(1.) PETITIONER No. 3 Smt. Sudha is .the daughter of petitioners Nos. 1 and 2, who are her parents. The respondent is husband of Smt. Sudha. The respondent (husband) filed a complaint under sections 500/34/149 of, the Indian Penal Code against the petitioners in the court of judicial Magistrate 1st Class, Amritsar, on January 22, 1990. The complaint is founded on an allegation made in a petition dated June 13, 1989, under section 125 of the Code of Criminal Procedure made by the wife against the husband in the court of Chief Judicial Magistrate, Amritsar. In para 4 of the said petition for maintenance, it was averred by the wife that the respondent (husband) was a habitual drunkard and had illicit relations with his sister in-law named Devyani wife of his younger brother, Arvind Puri. Further, allegation made in para 9 of the petition under section 500 of the Indian Penal Code is that the petitioners approached the respondent to arrive at an amicable settlement. The meeting was held at the house of maternal uncle of the respondent who is an Ex-MLA. Several respectable persons named therein were present. In their presence the petitioners i.e. Smt Sudha and both her parents again repeated the allegation that the respondent had illicit relations with Mrs. Devyani, wife of Arvind Puri, and that is why she was not going to live with the respondent. After recording preliminary evidence, the Chief Judicial Magistrate, Amritsar. passed the summoning order Annexure P-3 dated June 14, 1990 The petitioners seek quashing of the complaint as also the summoning order on the ground that the same is an abuse of the process of Court.

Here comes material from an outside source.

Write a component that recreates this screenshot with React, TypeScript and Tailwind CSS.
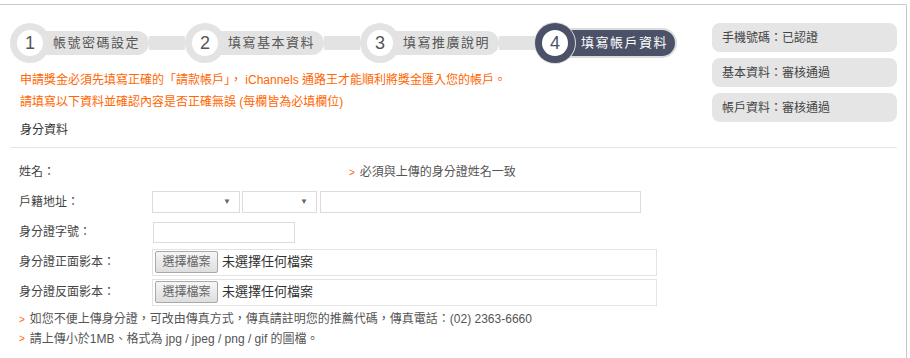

(2.) IT cannot be disputed that whether the allegations made in the complaint under section 500 of the Indian Penal Code are true or fals, cannot be gone into in the present proceedings. For the purposes of section 482 of the Code of Criminal Procedure the allegations made therein must be assumed to be true. It is also not disputed that the allegations do constitute the offence of defamation as defined in section 499 and the wife has no immunity from being prosecuted for defamation on the ground that the defamation committed was of her husband. See M.S. Verghese v. T.J. Ponnan and another, AIR 1970 SC 1876.
(3.) THE contention of the learned counsel for the respondent, on the other hand, is that no sanction under section 195 (1)(b) of the Code of Criminal Procedure for prosecution was required and that benefit of exception to section 499 of the Indian Penal Code cannot be claimed by the petitioners at this stage. It will be only during the trial that the petitioners, would be entitled to substantiate the necessary ingredients of Ninth Exception and take benefit thereof. He has referred to a number of decisions of the Supreme Court in support of his contention.